Must have been the work of a bunch of senators wearing buckskin jackets and coonskin caps.
 
Research data do not support the conclusions that lives are saved by waiting periods, background checks, firearm training programs, or other programs that do not directly affect the number of handguns in general circulation.

Thank you Mr. Bogus. Please call Brady et al. and let them know your findings.
 
I like this guy. He is highly quotable and we should quote him liberally

Here is my suggested quotation of him:

"Research data do not support the conclusions that lives are saved by waiting periods, background checks, firearm training programs, or other programs..." according to Carl T. Bogus, Professor of Law, Roger Williams University School of Law.

:D:D:D:D:D
 
Even if the founders never imagined a federal mega-government with criminal laws and the ability to seize arms, that doesn't mean they intended a tenth of the BOR to vanish from sight.

The collective rights interpretation is a fancy way of taking a redaction pen to the most sacred secular document we have. I just can't accept that as a reasonable interpretation. Anymore than I could accept restricting the First to newspapers because the Founders didn't know of TV or the internet.

I love that he cites Gary Will's attack piece on Reagan as an authoritative historical text. I don't remember that being a primary source, boyo. Next he'll be citing Bellesiles.
 
bOGUS AND MORE BOGUS

seems as though the ones we should fear are colleges and the professer quacks.this is what is driving the country.shills who claim to know it all.:fire----:banghead:--:uhoh:---:confused:---:D
 
Typically, it is only after one is really steeped in the history of the Founding era that one is converted to the collective rights view.

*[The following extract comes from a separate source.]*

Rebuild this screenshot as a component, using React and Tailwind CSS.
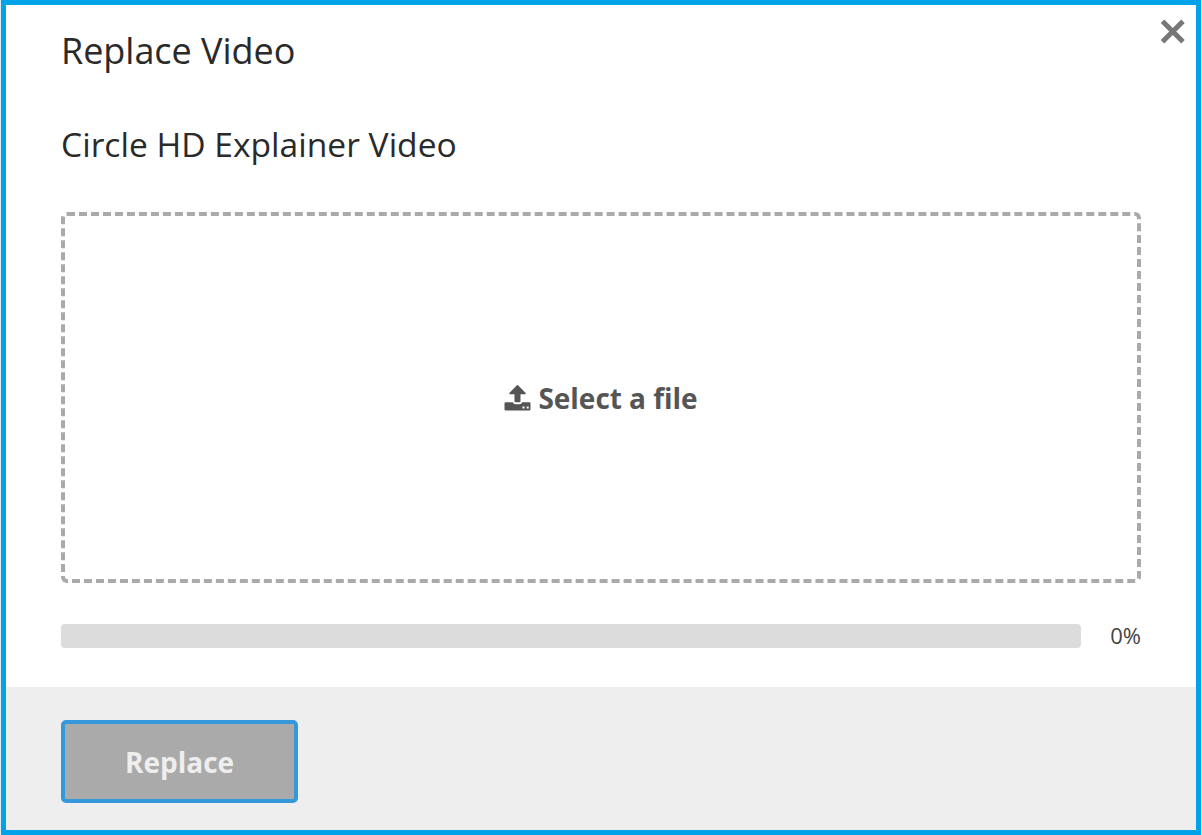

I hear that having a Chair funded by the Joyce Foundation is also helpful in being converted to the collective rights view.
 
I think Mr. Bogus has a kid who's more on the pro-gun side, and may have worked with NRA-ILA.

If I were that kid, I'd change my name, or do what would be more just:

Sue Dad to make _him_ change his name, to "x" or something; expel him from the family, IOW.

I don't think the latter is legally possible. Sigh.